DATA SHOWN
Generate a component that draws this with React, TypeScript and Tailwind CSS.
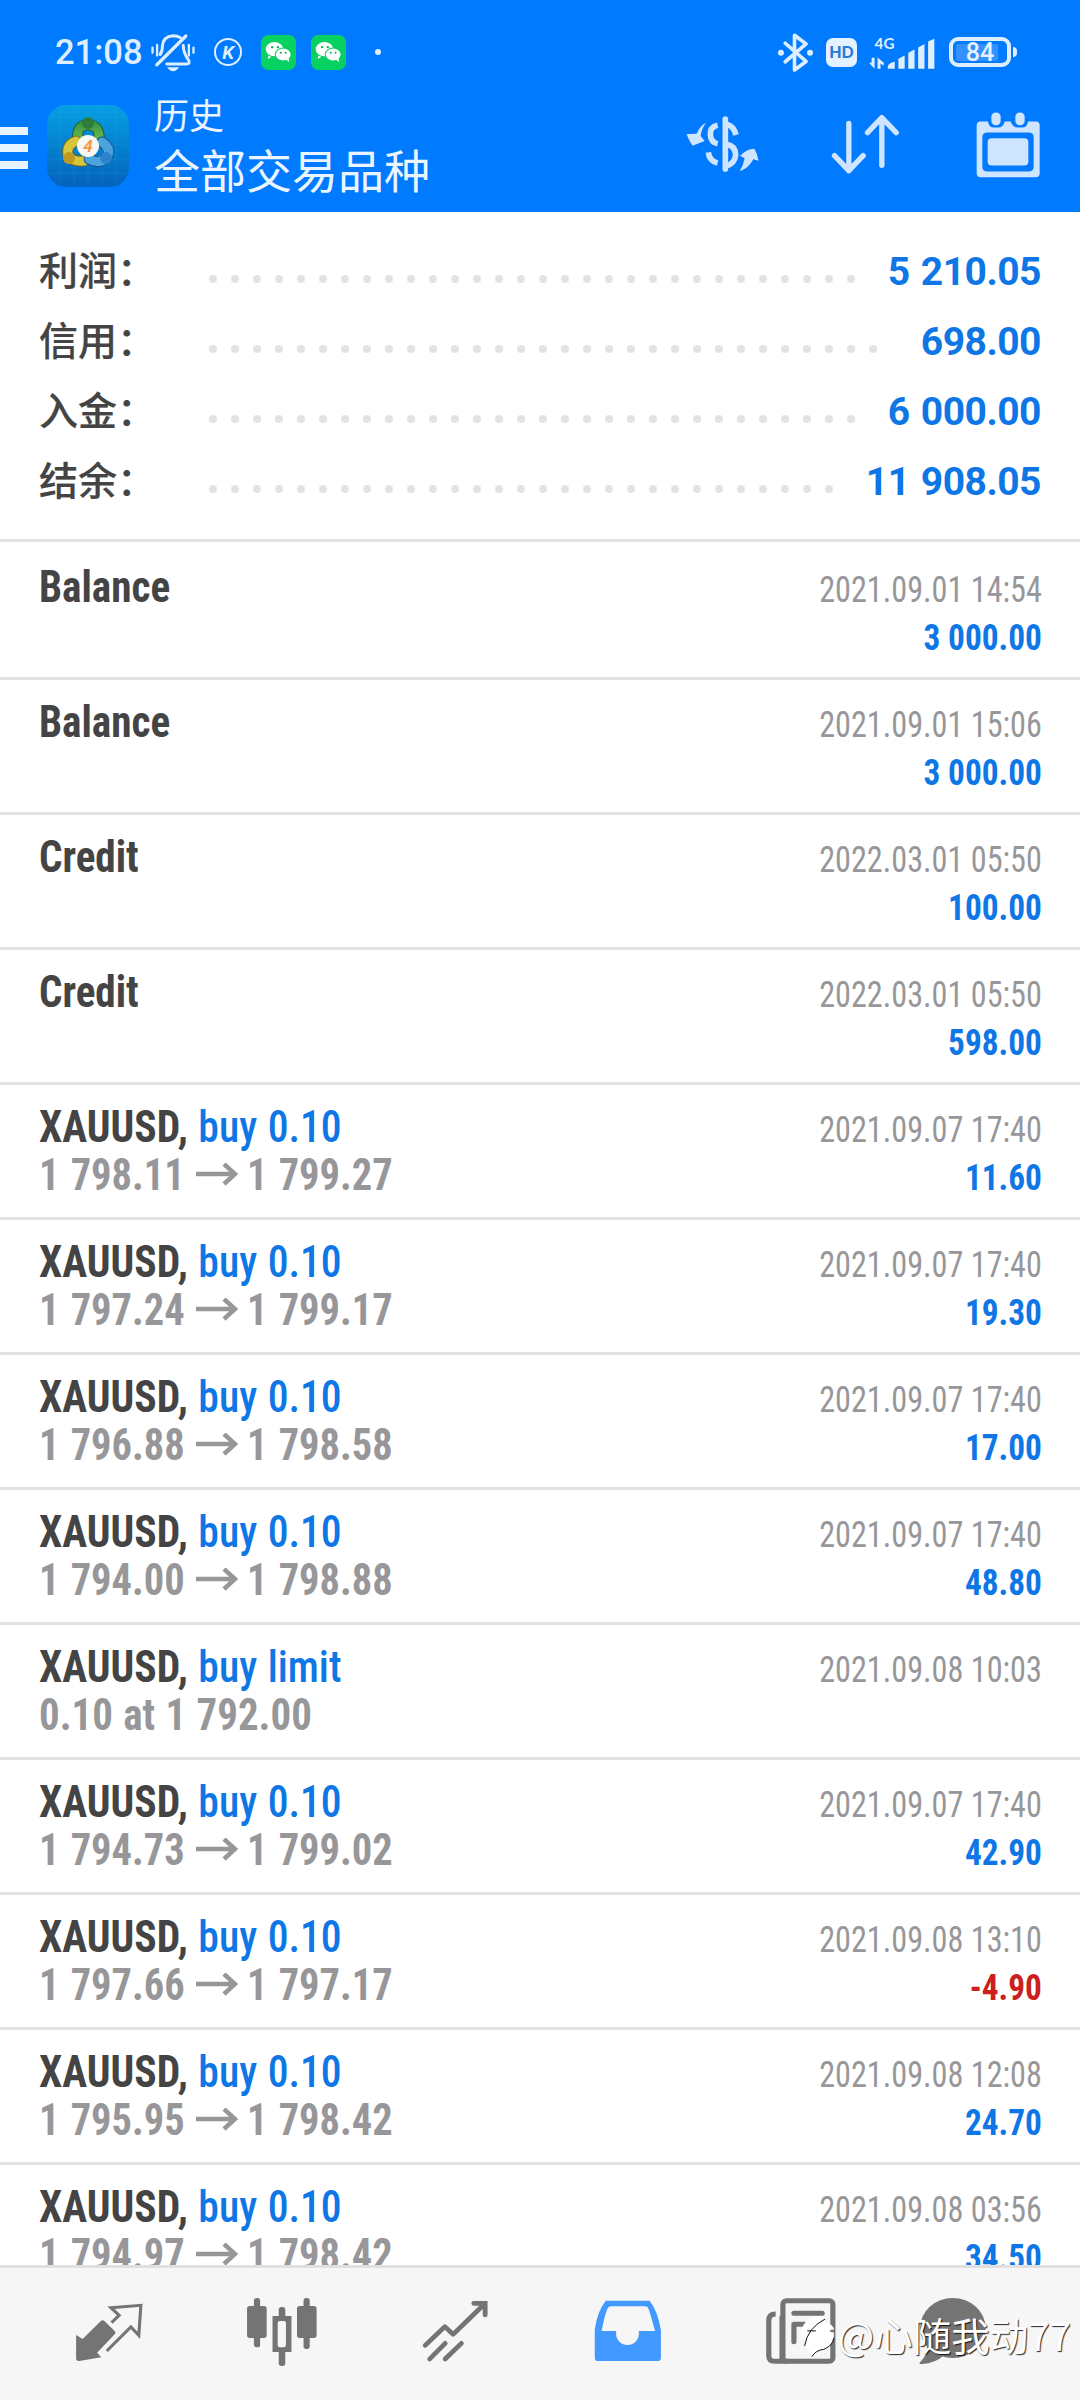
import type { ReactNode } from "react";

const summary = [
  { label: "利润：", value: "5 210.05", dots: 30 },
  { label: "信用：", value: "698.00", dots: 31 },
  { label: "入金：", value: "6 000.00", dots: 30 },
  { label: "结余：", value: "11 908.05", dots: 29 },
];

interface Deal {
  name: string;
  action?: string;
  from?: string;
  to?: string;
  note?: string;
  time: string;
  amount?: string;
}

const deals: Deal[] = [
  { name: "Balance", time: "2021.09.01 14:54", amount: "3 000.00" },
  { name: "Balance", time: "2021.09.01 15:06", amount: "3 000.00" },
  { name: "Credit", time: "2022.03.01 05:50", amount: "100.00" },
  { name: "Credit", time: "2022.03.01 05:50", amount: "598.00" },
  { name: "XAUUSD,", action: "buy 0.10", from: "1 798.11", to: "1 799.27", time: "2021.09.07 17:40", amount: "11.60" },
  { name: "XAUUSD,", action: "buy 0.10", from: "1 797.24", to: "1 799.17", time: "2021.09.07 17:40", amount: "19.30" },
  { name: "XAUUSD,", action: "buy 0.10", from: "1 796.88", to: "1 798.58", time: "2021.09.07 17:40", amount: "17.00" },
  { name: "XAUUSD,", action: "buy 0.10", from: "1 794.00", to: "1 798.88", time: "2021.09.07 17:40", amount: "48.80" },
  { name: "XAUUSD,", action: "buy limit", note: "0.10 at 1 792.00", time: "2021.09.08 10:03" },
  { name: "XAUUSD,", action: "buy 0.10", from: "1 794.73", to: "1 799.02", time: "2021.09.07 17:40", amount: "42.90" },
  { name: "XAUUSD,", action: "buy 0.10", from: "1 797.66", to: "1 797.17", time: "2021.09.08 13:10", amount: "-4.90" },
  { name: "XAUUSD,", action: "buy 0.10", from: "1 795.95", to: "1 798.42", time: "2021.09.08 12:08", amount: "24.70" },
  { name: "XAUUSD,", action: "buy 0.10", from: "1 794.97", to: "1 798.42", time: "2021.09.08 03:56", amount: "34.50" },
];

/* ── Status bar ── */

function MutedBell() {
  return (
    <svg viewBox="450 38 138 118" className="h-[39px] w-[46px]" fill="none" stroke="#DDEEFF" strokeWidth="9" strokeLinecap="round">
      <path d="M558 47 L470 134" strokeWidth="10" />
      <path d="M480 103 Q487 94 487 78 Q489 48 519 46 Q533 46 541 52" />
      <path d="M550 76 Q550 98 567 122 Q571 132 560 132 H500" />
      <path d="M501 142 Q519 166 538 142 Z" fill="#DDEEFF" stroke="none" />
      <path d="M457 82 V98 M471 74 V106 M567 74 V106 M581 82 V98" strokeWidth="7" />
    </svg>
  );
}

function WeChat() {
  return (
    <svg viewBox="0 0 104 104" className="size-[35px]">
      <rect width="104" height="104" rx="22" fill="#07D160" />
      <path d="M22 61 L20 71 L31 65 Z" fill="#fff" />
      <ellipse cx="40" cy="42" rx="26" ry="21" fill="#fff" />
      <ellipse cx="66" cy="58" rx="25" ry="21" fill="#07D160" />
      <ellipse cx="66" cy="58" rx="22" ry="18" fill="#fff" />
      <path d="M73 73 L84 80 L82 69 Z" fill="#fff" />
      <g fill="#07B050">
        <circle cx="33" cy="36" r="3.5" />
        <circle cx="50" cy="36" r="3.5" />
        <circle cx="59" cy="53" r="3" />
        <circle cx="73" cy="53" r="3" />
      </g>
    </svg>
  );
}

function Bluetooth() {
  return (
    <svg viewBox="350 36 110 118" className="h-[39px] w-[37px]" fill="none" stroke="#DDEEFF" strokeWidth="11" strokeLinecap="round" strokeLinejoin="round">
      <path d="M374 67 L437 122 L402 148 V43 L437 69 L374 123" />
      <circle cx="361" cy="96" r="9" fill="#DDEEFF" stroke="none" />
      <circle cx="449" cy="96" r="9" fill="#DDEEFF" stroke="none" />
    </svg>
  );
}

function Signal() {
  return (
    <svg viewBox="624 40 204 106" className="h-[35px] w-[68px]" fill="#DDEEFF">
      <text x="643" y="81" fontSize="46" fontFamily="Lato, Roboto, sans-serif" fontWeight="700">4G</text>
      <path d="M634 109 H643 V142 L626 124 H634 Z M652 142 V108 L671 124 V132 L661 127 V142 Z" />
      <path d="M683 142 V134 Q690 122 704 121 V142 Z" />
      <path d="M715 142 V112 L734 102 V142 Z M745 142 V94 L764 84 V142 Z M775 142 V78 L794 67 V142 Z M805 142 V60 L824 51 V142 Z" />
    </svg>
  );
}

function StatusBar() {
  return (
    <div className="flex h-[104px] items-center justify-between pr-[63px] pl-[55px]">
      <div className="flex items-center">
        <span className="w-[95px] text-[34.5px] leading-none font-medium text-[#DDEEFF]">21:08</span>
        <MutedBell />
        <span className="ml-[18px] flex size-[28px] items-center justify-center rounded-full border-2 border-[#DDEEFF] text-[19px] leading-none font-bold text-[#DDEEFF] italic">
          K
        </span>
        <div className="ml-[19px] flex gap-[15px]">
          <WeChat />
          <WeChat />
        </div>
        <span className="ml-[29px] size-[6px] rounded-full bg-[#DDEEFF]" />
      </div>
      <div className="flex items-center">
        <Bluetooth />
        <span className="ml-[12px] flex h-[29px] w-[31px] items-center justify-center rounded-[7px] bg-[#E4F1FF] font-[Lato] text-[16px] leading-none font-black text-[#2A7BD8]">
          HD
        </span>
        <div className="ml-[11px]">
          <Signal />
        </div>
        <div className="ml-[13px] flex h-[30px] w-[62px] items-center rounded-[9px] border-4 border-[#DDEEFF] pl-[3px]">
          <span className="flex h-[17px] w-[42px] items-center justify-center rounded-[2px] bg-[#3390FF] pl-[6px] text-[25px] leading-none font-medium text-[#E6F2FF]">
            84
          </span>
        </div>
        <span className="ml-[2px] h-[10px] w-[4px] rounded-r-full bg-[#DDEEFF]" />
      </div>
    </div>
  );
}

/* ── Title bar ── */

function AppLogo() {
  return (
    <svg viewBox="0 0 82 82" className="size-[82px] shrink-0">
      <defs>
        <linearGradient id="tile" x1="0" y1="0" x2="0" y2="1">
          <stop offset="0" stopColor="#06A0E4" />
          <stop offset="1" stopColor="#0462BC" />
        </linearGradient>
        <linearGradient id="green" x1="0" y1="0" x2="0" y2="1">
          <stop offset="0" stopColor="#3F9A48" />
          <stop offset="1" stopColor="#6CB84C" />
        </linearGradient>
      </defs>
      <rect width="82" height="82" rx="19" fill="url(#tile)" />
      <path d="M13 0 V82 M27 0 V82 M41 0 V82 M55 0 V82 M69 0 V82 M0 12 H82 M0 26 H82 M0 40 H82 M0 54 H82 M0 68 H82" stroke="#3BB4EE" strokeOpacity="0.16" />
      <g fill="none" strokeLinecap="round">
        <path d="M31 34 Q29 20 41 20 Q53 20 52 34" stroke="#1D5B34" strokeWidth="11" />
        <path d="M31 34 Q29 20 41 20 Q53 20 52 34" stroke="url(#green)" strokeWidth="9" />
        <path d="M29 36 Q19 40 21 50 Q24 57 37 56" stroke="#6E6A1C" strokeWidth="11" />
        <path d="M29 36 Q19 40 21 50 Q24 57 37 56" stroke="#D8C63A" strokeWidth="9" />
        <path d="M55 37 Q65 44 60 52 Q53 60 42 54" stroke="#14548E" strokeWidth="11" />
        <path d="M55 37 Q65 44 60 52 Q53 60 42 54" stroke="#4BA3DC" strokeWidth="9" />
      </g>
      <circle cx="41" cy="18" r="6" fill="#2E7D3A" />
      <circle cx="22" cy="53" r="6" fill="#C09A20" />
      <circle cx="59" cy="53" r="6" fill="#2C83CB" />
      <circle cx="41" cy="41" r="11" fill="#F8F6F2" />
      <text x="41" y="47" textAnchor="middle" fontSize="17" fontFamily="Roboto, sans-serif" fontWeight="700" fontStyle="italic" fill="#EF9A4A">4</text>
    </svg>
  );
}

function CurrencyIcon() {
  return (
    <svg viewBox="76 286 222 174" className="h-[58px] w-[74px]" fill="#CFE4FF">
      <path d="M136 309 Q118 318 108 342 L78 343 Q86 366 96 378 L132 364 L120 349 Q122 328 136 309 Z" />
      <path d="M237 455 Q248 438 252 415 L238 409 Q256 388 281 387 Q290 402 294 423 L278 419 Q264 446 237 455 Z" />
      <g fill="none" stroke="#CFE4FF" strokeWidth="17">
        <path d="M194 298 V448" strokeLinecap="round" />
        <path d="M171 317 Q148 322 149 344 Q150 368 171 372" />
        <path d="M143 398 Q146 424 171 430" />
        <path d="M198 314 Q220 320 226 346" />
        <path d="M198 374 Q224 378 225 406 Q222 432 198 438" />
      </g>
    </svg>
  );
}

function SortIcon() {
  return (
    <svg viewBox="513 286 206 180" className="h-[60px] w-[69px]" fill="none" stroke="#CFE4FF" strokeWidth="16" strokeLinecap="round" strokeLinejoin="round">
      <path d="M566 314 V456 M523 411 L566 456 L609 411" />
      <path d="M665 440 V297 M622 342 L665 297 L708 342" />
    </svg>
  );
}

function CalendarIcon() {
  return (
    <svg viewBox="948 275 192 200" className="h-[67px] w-[64px]" fill="#CFE4FF">
      <rect x="994" y="279" width="28" height="38" rx="13" />
      <rect x="1066" y="279" width="28" height="38" rx="13" />
      <path
        fillRule="evenodd"
        d="M962 306 H984 Q986 324 1002 324 H1014 Q1030 324 1034 306 H1052 Q1058 324 1074 324 H1086 Q1102 324 1104 306 H1127 Q1139 306 1139 318 V461 Q1139 473 1127 473 H962 Q950 473 950 461 V318 Q950 306 962 306 Z M982 339 Q967 339 967 353 V441 Q967 456 982 456 H1106 Q1121 456 1121 441 V353 Q1121 339 1106 339 Z"
      />
      <rect x="983" y="356" width="122" height="82" rx="12" />
    </svg>
  );
}

function TitleBar() {
  return (
    <div className="flex h-[84px] items-center pr-[40px]">
      <div className="mt-[3px] mr-[19px] flex w-[28px] flex-col gap-[9px]">
        <span className="h-[8px] bg-[#E8F4FF]" />
        <span className="h-[8px] bg-[#E8F4FF]" />
        <span className="h-[8px] bg-[#E8F4FF]" />
      </div>
      <AppLogo />
      <div className="mb-[3px] ml-[25px] flex-1 font-['Noto_Sans_CJK_SC'] text-[#EAF5FF]">
        <h2 className="h-[47px] text-[35px] leading-[47px]">历史</h2>
        <h1 className="h-[63px] text-[46px] leading-[62px]">全部交易品种</h1>
      </div>
      <div className="mb-[4px] flex items-center">
        <CurrencyIcon />
        <span className="ml-[71px]">
          <SortIcon />
        </span>
        <span className="ml-[76px]">
          <CalendarIcon />
        </span>
      </div>
    </div>
  );
}

/* ── Account summary ── */

function SummaryRow({ label, value, dots }: { label: string; value: string; dots: number }) {
  return (
    <div className="flex h-[70px] items-center">
      <span className="mb-[5px] w-[170px] font-['Noto_Sans_CJK_SC'] text-[39px] font-medium text-[#444] [-webkit-text-stroke:0.2px_#444]">
        {label}
      </span>
      <div className="mt-[16px] flex gap-[14px]">
        {Array.from({ length: dots }, (_, i) => (
          <span key={i} className="size-[8px] rounded-full bg-[#E3E3E3]" />
        ))}
      </div>
      <span className="mt-[2px] ml-auto text-[39px] font-bold tracking-[-0.5px] text-[#0F76E6] [word-spacing:2px]">{value}</span>
    </div>
  );
}

/* ── Deal list ── */

function DealRow({ deal }: { deal: Deal }) {
  const loss = deal.amount?.startsWith("-");
  return (
    <li className="flex h-[135px] shrink-0 justify-between border-t-[3px] border-[#E3E3E3] pt-[18px] pr-[38px] pl-[39px] font-['Roboto_Condensed'] first:border-white">
      <div className="text-[44px] leading-[48px]">
        <p className={`origin-left text-[#444] ${deal.action ? "scale-x-[0.945]" : "scale-x-[0.935]"}`}>
          <span className="font-bold">{deal.name}</span>
          {deal.action && <span className="font-medium text-[#0F76E6] [word-spacing:1px]"> {deal.action}</span>}
        </p>
        {deal.from && (
          <p className="flex items-center font-bold text-[#97979A]">
            <span className="w-[157px] origin-left scale-x-[0.92] whitespace-nowrap [word-spacing:2px]">{deal.from}</span>
            <svg viewBox="0 0 42 24" className="mr-[9px] h-[24px] w-[42px]" fill="none" stroke="#97979A" strokeWidth="4.5">
              <path d="M0 11 H39 M28 1 L39 11 L28 21" />
            </svg>
            <span className="origin-left scale-x-[0.92] [word-spacing:2px]">{deal.to}</span>
          </p>
        )}
        {deal.note && <p className="origin-left scale-x-[0.93] font-bold text-[#97979A] [word-spacing:1px]">{deal.note}</p>}
      </div>
      <div className="pt-[3px] text-right text-[36px] leading-[48px]">
        <p className="origin-right scale-x-[0.895] text-[#97979A]">{deal.time}</p>
        <p className={`origin-right scale-x-[0.925] font-bold ${loss ? "text-[#CC1F1F]" : "text-[#0F76E6]"}`}>{deal.amount}</p>
      </div>
    </li>
  );
}

/* ── Bottom navigation ── */

function NavIcon({ viewBox, children }: { viewBox: string; children: ReactNode }) {
  return (
    <span className="flex w-[173px] justify-center last:w-[132px]">
      <svg viewBox={viewBox} preserveAspectRatio="none" className="h-[70px] w-[72px]" fill="#747474" stroke="#747474" strokeWidth="0" strokeLinecap="round" strokeLinejoin="round">
        {children}
      </svg>
    </span>
  );
}

function BottomNav() {
  return (
    <nav className="relative h-[135px] border-t-[3px] border-[#E0E0E2] bg-[#F6F6F6]">
      <div className="flex pt-[29px] pl-[22px]">
        <NavIcon viewBox="210 441 209 210">
          <path d="M219 555 L238 567 L291 513 Q296 508 301 513 L331 543 Q336 548 331 553 L280 608 L292 622 L228 633 Q219 634 219 625 Z" />
          <path fill="none" strokeWidth="9" strokeLinecap="butt" strokeLinejoin="miter" d="M322 518 L344 496 L320 473 L407 466 L401 556 L378 531 L308 603" />
        </NavIcon>
        <NavIcon viewBox="712 441 209 210">
          <rect x="715" y="468" width="57" height="96" rx="8" />
          <rect x="735" y="444" width="18" height="148" rx="8" />
          <rect x="860" y="468" width="57" height="96" rx="8" />
          <rect x="879" y="444" width="18" height="153" rx="8" />
          <rect x="807" y="471" width="19" height="36" rx="8" />
          <rect x="807" y="596" width="19" height="52" rx="8" />
          <path fillRule="evenodd" d="M789 498 H844 V606 H789 Z M810 513 Q804 513 804 519 V585 Q804 592 810 592 H822 Q828 592 828 585 V519 Q828 513 822 513 Z" />
        </NavIcon>
        <NavIcon viewBox="1214 441 209 210">
          <g fill="none" strokeWidth="14">
            <path d="M1232 586 L1289 530 L1313 553 L1404 462" />
            <path d="M1373 460 H1406 V495" strokeLinejoin="miter" />
            <path d="M1245 627 L1290 580 M1290 627 L1337 580" />
          </g>
        </NavIcon>
        <NavIcon viewBox="150 441 209 210">
          <path
            fill="#4299FF"
            fillRule="evenodd"
            d="M190 452 H317 Q340 480 350 540 V623 Q350 633 340 633 H168 Q158 633 158 623 V540 Q165 483 190 452 Z M205 469 Q197 470 195 476 Q185 500 178 543 H220 V552 A33 33 0 0 0 286 552 V543 H333 Q322 500 314 476 Q312 469 303 469 Z"
          />
        </NavIcon>
        <NavIcon viewBox="654 441 209 210">
          <g fill="none" strokeWidth="15">
            <path d="M685 492 Q665 492 665 512 V618 Q665 634 682 634 H720" strokeLinecap="butt" />
            <path d="M699 500 V630" strokeWidth="6" />
            <rect x="706" y="452" width="145" height="182" rx="10" />
            <path d="M738 490 H820 M738 523 H770 M738 523 V575" />
            <path d="M790 523 H820 M790 547 H820" strokeWidth="10" />
          </g>
        </NavIcon>
        <NavIcon viewBox="1096 441 209 210">
          <ellipse cx="1200" cy="534" rx="95" ry="90" />
          <path d="M1125 580 Q1128 615 1104 638 Q1100 643 1110 642 Q1150 640 1175 615 Z" />
        </NavIcon>
      </div>

      {/* Author mark over the tab icons */}
      <div className="absolute top-[41px] right-[9px] flex items-center text-white [text-shadow:1px_1px_1px_rgba(0,0,0,0.85)]">
        <svg viewBox="112 120 106 130" className="mt-[5px] h-[43px] w-[35px]">
          <path d="M116 170 Q124 130 164 124 Q182 120 192 130 Q176 132 172 138 Q208 140 216 164 Q196 166 190 170 L214 172 Q218 206 190 220 Q162 228 150 248 L148 232 Q124 224 128 190 Q110 192 116 170 Z" fill="#fff" />
          <path d="M126 214 Q134 160 188 132 M134 168 H160 M148 246 Q160 226 184 224 Q212 212 214 190" fill="none" stroke="#111" strokeWidth="3" />
        </svg>
        <span className="ml-[3px] font-['Noto_Sans_CJK_SC'] text-[38.5px] leading-[50px] whitespace-nowrap">@心随我动77</span>
      </div>
    </nav>
  );
}

export default function App() {
  return (
    <div className="flex h-[2400px] w-[1080px] flex-col overflow-hidden bg-white font-[Roboto]">
      <header className="h-[212px] shrink-0 bg-[#007AFF]">
        <StatusBar />
        <TitleBar />
      </header>

      <section className="h-[330px] shrink-0 border-b-[3px] border-[#E3E3E3] px-[39px] pt-[24px]">
        {summary.map((row) => (
          <SummaryRow key={row.label} {...row} />
        ))}
      </section>

      <ul className="flex min-h-0 flex-1 flex-col overflow-hidden">
        {deals.map((deal, i) => (
          <DealRow key={i} deal={deal} />
        ))}
      </ul>

      <BottomNav />
    </div>
  );
}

WORK TO COMPLETE
Go from the first line of the data above to the line containing "Status bar ── */" and retype exactly those lines, both included, but none of the pictures.

TASK OUTPUT
Generate a component that draws this with React, TypeScript and Tailwind CSS.
import type { ReactNode } from "react";

const summary = [
  { label: "利润：", value: "5 210.05", dots: 30 },
  { label: "信用：", value: "698.00", dots: 31 },
  { label: "入金：", value: "6 000.00", dots: 30 },
  { label: "结余：", value: "11 908.05", dots: 29 },
];

interface Deal {
  name: string;
  action?: string;
  from?: string;
  to?: string;
  note?: string;
  time: string;
  amount?: string;
}

const deals: Deal[] = [
  { name: "Balance", time: "2021.09.01 14:54", amount: "3 000.00" },
  { name: "Balance", time: "2021.09.01 15:06", amount: "3 000.00" },
  { name: "Credit", time: "2022.03.01 05:50", amount: "100.00" },
  { name: "Credit", time: "2022.03.01 05:50", amount: "598.00" },
  { name: "XAUUSD,", action: "buy 0.10", from: "1 798.11", to: "1 799.27", time: "2021.09.07 17:40", amount: "11.60" },
  { name: "XAUUSD,", action: "buy 0.10", from: "1 797.24", to: "1 799.17", time: "2021.09.07 17:40", amount: "19.30" },
  { name: "XAUUSD,", action: "buy 0.10", from: "1 796.88", to: "1 798.58", time: "2021.09.07 17:40", amount: "17.00" },
  { name: "XAUUSD,", action: "buy 0.10", from: "1 794.00", to: "1 798.88", time: "2021.09.07 17:40", amount: "48.80" },
  { name: "XAUUSD,", action: "buy limit", note: "0.10 at 1 792.00", time: "2021.09.08 10:03" },
  { name: "XAUUSD,", action: "buy 0.10", from: "1 794.73", to: "1 799.02", time: "2021.09.07 17:40", amount: "42.90" },
  { name: "XAUUSD,", action: "buy 0.10", from: "1 797.66", to: "1 797.17", time: "2021.09.08 13:10", amount: "-4.90" },
  { name: "XAUUSD,", action: "buy 0.10", from: "1 795.95", to: "1 798.42", time: "2021.09.08 12:08", amount: "24.70" },
  { name: "XAUUSD,", action: "buy 0.10", from: "1 794.97", to: "1 798.42", time: "2021.09.08 03:56", amount: "34.50" },
];

/* ── Status bar ── */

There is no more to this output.